Ed: Can you see digital social data analysis replacing (or maybe just complementing) opinion polling in any meaningful way? And what problems would need to be addressed before that happened: e.g. around representative sampling, data cleaning, and weeding out bots?

Taha and Jonathan: Most political pundits are starting to look at a range of indicators of popularity — for example, not just voting intention, but also ratings of leadership competence, economic performance, etc. We can see good potential for social data to become part of this range of popularity indicator. However we don’t think it will replace polling just yet; the use of social media is limited to certain demographics. Also, the data collected from social media are often very shallow, not allowing for validation. In the case of Wikipedia, for example, we only know how many times each page is viewed, but we don’t know by how many people and from where.

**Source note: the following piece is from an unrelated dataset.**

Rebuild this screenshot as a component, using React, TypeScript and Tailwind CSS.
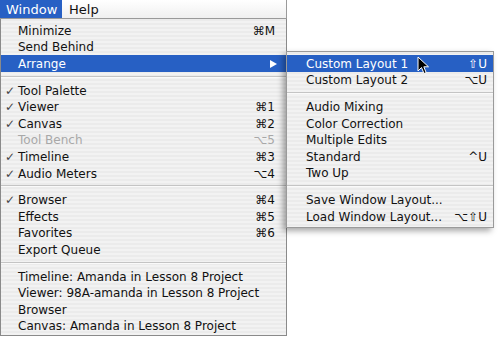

Ed: You do a lot of research with Wikipedia data — has that made you reflect on your own use of Wikipedia?

Taha and Jonathan: It’s interesting to think about this activity of getting direct information about politicians — it’s essentially a new activity, something you couldn’t do in the pre-digital age. I know that I personally [Jonathan] use it to find out things about politicians and political parties — it would be interesting to know more about why other people are using it as well. This could have a lot of impacts. One thing Wikipedia has is a really long memory, in a way that other means of getting information on politicians (such as newspapers) perhaps don’t. We could start to see this type of thing becoming more important in electoral politics.

[Taha] .. since my research has been mostly focused on Wikipedia edit wars between human and bot editors, I have naturally become more cautious about the information I find on Wikipedia. When it comes to sensitive topics, sach as politics, Wikipedia is a good point to start, but not a great point to end the search!

Taha Yasseri and Jonathan Bright were talking to blog editor David Sutcliffe.

Note: This article gives the views of the authors, and not the position of the Policy and Internet Blog, nor of the Oxford Internet Institute.